COURSE PROJECT REQUIREMENTS
1. Conduct exploratory data analysis on the data set prior to building classification and prediction
models. In the report, do not devote a lot of space to discussions of dead-ends, pursuit of
unproductive ideas, coding problems, etc.
2. Develop a classification model for the DONR variable using any of the variables as predictors
(except ID and DAMT). Fit all candidate models (logistic regression, logistic regression GAM,
LDA, QDA,
k-nearest neighbors, etc.) using the training data and evaluate the fitted models
using the validation data. Use “maximum profit” as the evaluation criteria and use your final
selected classification model to classify DONR responses in the test dataset (the R script file
“CourseProjectEx.R” provides some details).
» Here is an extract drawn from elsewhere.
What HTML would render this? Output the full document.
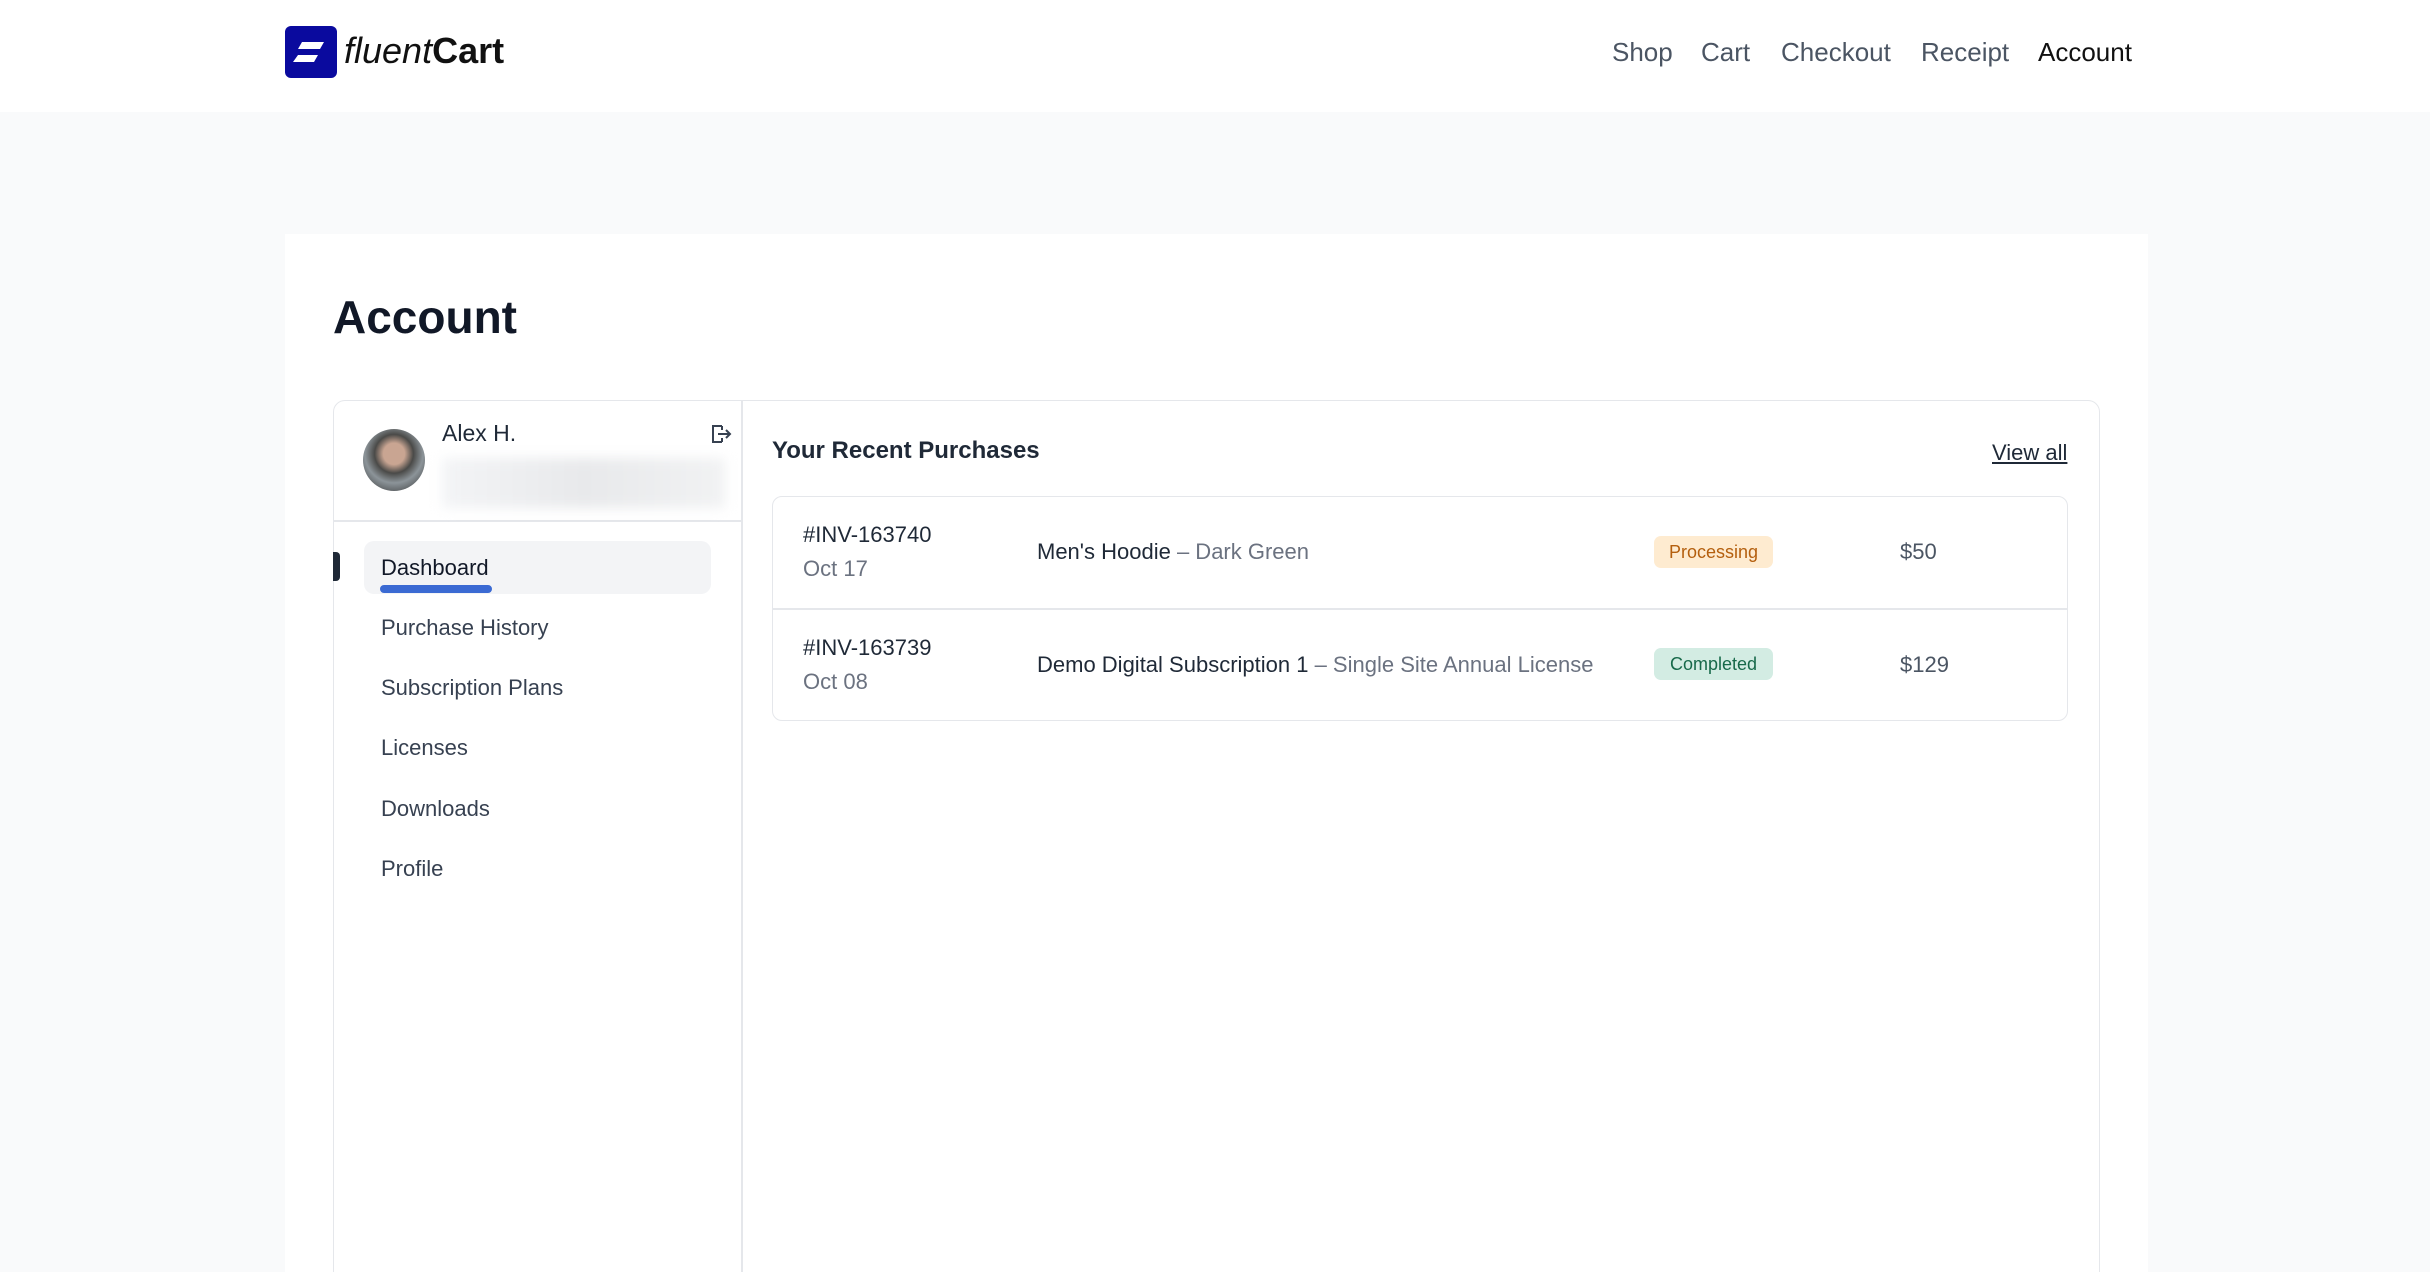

3. Develop a prediction model for the DAMT variable using any of the variables as predictors
(except ID and DONR). Fit all candidate models (least squares regression, best subset selection
with
k-fold cross-validation, principal components regression, partial least squares, ridge
regression, lasso, etc.) using the training data and evaluate the fitted models using the validation
data. Use “mean prediction error” as the evaluation criteria and use your final selected prediction
model to predict DAMT responses in the test dataset (the R script file “CourseProjectEx.R”
provides some details).
4. Save your test set classifications and predictions into a csv file and submit to Canvas by the
project deadline (the R script file “CourseProjectEx.R” provides details for how to do this). Also,
be sure to submit the project report (PDF file) and R code to Canvas by the project deadline.
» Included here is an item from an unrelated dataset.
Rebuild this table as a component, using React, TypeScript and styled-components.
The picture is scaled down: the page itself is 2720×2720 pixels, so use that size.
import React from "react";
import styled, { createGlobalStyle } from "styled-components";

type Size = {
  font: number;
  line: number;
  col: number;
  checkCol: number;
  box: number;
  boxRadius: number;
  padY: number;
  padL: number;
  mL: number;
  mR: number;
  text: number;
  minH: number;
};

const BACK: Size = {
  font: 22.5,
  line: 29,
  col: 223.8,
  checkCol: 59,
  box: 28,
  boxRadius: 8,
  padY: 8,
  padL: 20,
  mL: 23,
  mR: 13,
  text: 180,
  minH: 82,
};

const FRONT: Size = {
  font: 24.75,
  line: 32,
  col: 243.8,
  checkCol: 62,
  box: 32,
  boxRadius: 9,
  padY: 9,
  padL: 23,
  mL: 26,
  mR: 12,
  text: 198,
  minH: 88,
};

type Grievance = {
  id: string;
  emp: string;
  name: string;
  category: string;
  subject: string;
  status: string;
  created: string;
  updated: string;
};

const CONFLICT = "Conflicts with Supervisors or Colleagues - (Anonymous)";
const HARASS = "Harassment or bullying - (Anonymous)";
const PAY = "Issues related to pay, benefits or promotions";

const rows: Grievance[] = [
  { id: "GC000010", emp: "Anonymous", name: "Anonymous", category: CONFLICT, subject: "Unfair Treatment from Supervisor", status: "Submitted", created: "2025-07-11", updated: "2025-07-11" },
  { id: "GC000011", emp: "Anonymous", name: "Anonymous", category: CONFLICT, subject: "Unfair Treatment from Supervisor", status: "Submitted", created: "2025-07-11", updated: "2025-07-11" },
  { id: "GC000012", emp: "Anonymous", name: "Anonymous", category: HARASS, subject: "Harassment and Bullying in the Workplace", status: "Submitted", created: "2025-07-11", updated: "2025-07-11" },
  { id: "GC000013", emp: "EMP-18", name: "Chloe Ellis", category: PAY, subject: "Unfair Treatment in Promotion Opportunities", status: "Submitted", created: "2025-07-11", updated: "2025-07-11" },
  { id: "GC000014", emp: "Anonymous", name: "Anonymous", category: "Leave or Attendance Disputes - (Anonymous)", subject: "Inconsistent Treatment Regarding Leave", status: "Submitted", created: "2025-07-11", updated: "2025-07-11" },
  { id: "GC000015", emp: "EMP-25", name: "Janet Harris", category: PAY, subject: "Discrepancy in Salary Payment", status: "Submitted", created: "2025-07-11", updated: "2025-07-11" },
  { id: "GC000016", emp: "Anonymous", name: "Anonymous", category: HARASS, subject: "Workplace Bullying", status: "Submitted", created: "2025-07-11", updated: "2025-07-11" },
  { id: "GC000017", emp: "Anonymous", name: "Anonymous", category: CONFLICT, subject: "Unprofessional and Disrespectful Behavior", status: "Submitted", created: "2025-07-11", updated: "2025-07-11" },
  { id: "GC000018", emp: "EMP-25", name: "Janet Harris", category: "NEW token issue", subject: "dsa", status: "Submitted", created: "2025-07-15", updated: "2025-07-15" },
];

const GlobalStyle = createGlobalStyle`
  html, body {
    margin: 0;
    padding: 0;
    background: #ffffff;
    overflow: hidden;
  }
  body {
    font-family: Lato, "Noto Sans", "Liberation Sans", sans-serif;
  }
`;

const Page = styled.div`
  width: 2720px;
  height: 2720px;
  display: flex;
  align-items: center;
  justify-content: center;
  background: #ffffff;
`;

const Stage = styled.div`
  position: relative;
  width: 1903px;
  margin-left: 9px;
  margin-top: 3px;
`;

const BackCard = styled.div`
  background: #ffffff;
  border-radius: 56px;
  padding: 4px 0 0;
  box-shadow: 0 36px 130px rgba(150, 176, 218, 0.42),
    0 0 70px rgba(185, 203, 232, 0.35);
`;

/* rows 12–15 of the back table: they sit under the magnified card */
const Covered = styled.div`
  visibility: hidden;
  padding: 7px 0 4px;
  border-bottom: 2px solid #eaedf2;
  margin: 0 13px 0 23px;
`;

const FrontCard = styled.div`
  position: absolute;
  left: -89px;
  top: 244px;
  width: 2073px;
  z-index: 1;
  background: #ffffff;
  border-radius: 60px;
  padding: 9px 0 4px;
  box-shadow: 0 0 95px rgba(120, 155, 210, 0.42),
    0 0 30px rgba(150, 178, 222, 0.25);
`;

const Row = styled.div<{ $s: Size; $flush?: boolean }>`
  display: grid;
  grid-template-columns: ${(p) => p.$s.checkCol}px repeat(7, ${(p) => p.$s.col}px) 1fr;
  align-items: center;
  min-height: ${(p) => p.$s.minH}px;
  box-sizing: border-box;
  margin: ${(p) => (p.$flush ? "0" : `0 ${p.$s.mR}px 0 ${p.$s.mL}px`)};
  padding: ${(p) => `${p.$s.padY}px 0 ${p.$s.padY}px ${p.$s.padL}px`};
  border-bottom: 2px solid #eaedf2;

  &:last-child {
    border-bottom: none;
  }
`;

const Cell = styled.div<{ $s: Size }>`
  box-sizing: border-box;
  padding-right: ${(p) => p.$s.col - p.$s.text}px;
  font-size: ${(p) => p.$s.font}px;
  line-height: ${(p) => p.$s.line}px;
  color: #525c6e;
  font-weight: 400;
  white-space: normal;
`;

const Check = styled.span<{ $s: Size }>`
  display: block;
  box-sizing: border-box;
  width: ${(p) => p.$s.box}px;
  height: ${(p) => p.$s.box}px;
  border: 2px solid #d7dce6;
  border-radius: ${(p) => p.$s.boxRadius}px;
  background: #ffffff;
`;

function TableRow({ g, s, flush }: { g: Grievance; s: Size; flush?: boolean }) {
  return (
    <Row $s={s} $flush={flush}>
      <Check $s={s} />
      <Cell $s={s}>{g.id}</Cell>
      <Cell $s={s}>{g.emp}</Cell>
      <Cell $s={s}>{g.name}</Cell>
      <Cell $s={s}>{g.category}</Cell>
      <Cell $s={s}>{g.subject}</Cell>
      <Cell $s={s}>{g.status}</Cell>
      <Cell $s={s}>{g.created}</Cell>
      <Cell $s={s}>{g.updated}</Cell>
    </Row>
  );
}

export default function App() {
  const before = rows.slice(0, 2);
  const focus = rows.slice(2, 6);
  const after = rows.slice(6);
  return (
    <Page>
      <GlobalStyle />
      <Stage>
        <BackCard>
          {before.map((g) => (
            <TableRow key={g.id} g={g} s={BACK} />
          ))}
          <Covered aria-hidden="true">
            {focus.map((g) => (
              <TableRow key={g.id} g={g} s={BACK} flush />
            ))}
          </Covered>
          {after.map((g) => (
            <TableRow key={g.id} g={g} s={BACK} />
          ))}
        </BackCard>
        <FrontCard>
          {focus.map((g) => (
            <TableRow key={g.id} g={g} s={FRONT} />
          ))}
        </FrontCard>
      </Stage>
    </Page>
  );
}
5. You must write up your course project results in a professional report, which should be no more
than 15 single-spaced pages long. The report should include substantive details of your analysis,
and it should have several sections (e.g. Introduction, Analysis, Results, Conclusions). The report
should provide sufficient details that anyone with a reasonable statistics background could
understand exactly what you have done. You should consider using tables and figures to enhance
your report. Do not include the R code in your report, as it will be submitted as a separate file.

3 | © W o o d s C o l l e g e o f A d v a n c i n g S t u d i e s , B o s t o n C o l l e g e
COURSE PROJECT GRADING CRITERIA (300 POINTS)
• 75 points based on the key patterns and insights discovered from your exploratory data analysis.
• 100 points based on the number, appropriateness and uniqueness of the classification models
employed, as well as the profit you achieve for your best classification model on the test set.
• 100 points based on the number, appropriateness and uniqueness of the prediction models employed,
as well as the mean prediction error you achieve for your best prediction model on the test set.
• 25 points based on the quality of your report (including: adherence to report guidelines; clarity of
writing; organization and layout; appropriate use of tables and figures; careful proof-reading to
minimize typos, incorrect spelling and grammatical errors).
HINTS
1. Starting by running the code in the R script file “CourseProjectEx.R.” Then adapt the code to
build your own models. The script file includes LDA, logistic regression, and linear regression.
However, you should apply as many of the machine learning techniques we’ve covered in class
as you can, as well as methods not covered in the class (e.g., gradient boosting).
2. Feel free to use any transformations of the predictors variables – some are included in the R
script file as example. However,
do not transform either DONR or DAMT. The predictor
transformations in the R script file are purely illustrative. You can use any transformations you
can think of for any of the predictors (e.g., Box-Cox family of power transformations, indicator
variables for certain “interesting” quantitative predictors, etc.).
3. It is worth spending some time seeing if there are any unimportant predictor terms that are
merely adding noise to the predictions, thereby harming the ability of the model to predict test
data. Simplifying your model by removing such terms can bring model improvements.
4. To calculate profit for a particular classification model applied to the validation data, remember
that each donor donates \$14.50 on average and each mailing costs \$2.00. So, to find an “ordered
profit function” (ordered from most likely donor to least likely):
a. Calculate the posterior probabilities for the validation dataset.
b. Sort DONR in order of the posterior probabilities from highest to lowest.
c. Calculate the cumulative sum of (14.5 x DONR – 2) as you go down the list.
d. Then, find the maximum of this profit function. The R script file “CourseProjectEx.R”
describes how to do this.
5. To classify DONR responses in the test dataset, you need to account for the “weighted sampling”
(sometimes called over-sampling). Since the validation data response rate is 0.5 but the test data
response rate is 0.1, the optimal mailing rate in the validation data needs to be adjusted before
your apply it to the test data. Suppose the optimal validation mailing rate (corresponding to the
maximum profit) is 0.7:
a. Adjust this mailing rate using 0.7/(0.5/0.1) = 0.14.
b. Adjust the “non-mailing rate” using (1 – 0.7)/((1 – 0.5)/(1 – 0.1)) = 0.54.

4 | © W o o d s C o l l e g e o f A d v a n c i n g S t u d i e s , B o s t o n C o l l e g e
c. Scale the mailing rate so that it is a proportion: 0.14/(0.14 + 0.54) = 0.206.
d. The optima test mailing rate is thus 0.206. The R script file “CourseProjectEx.R”
provides full details of how to do this adjustment.
6. Remember that this is a
group project, so please be sure to collaborate appropriately!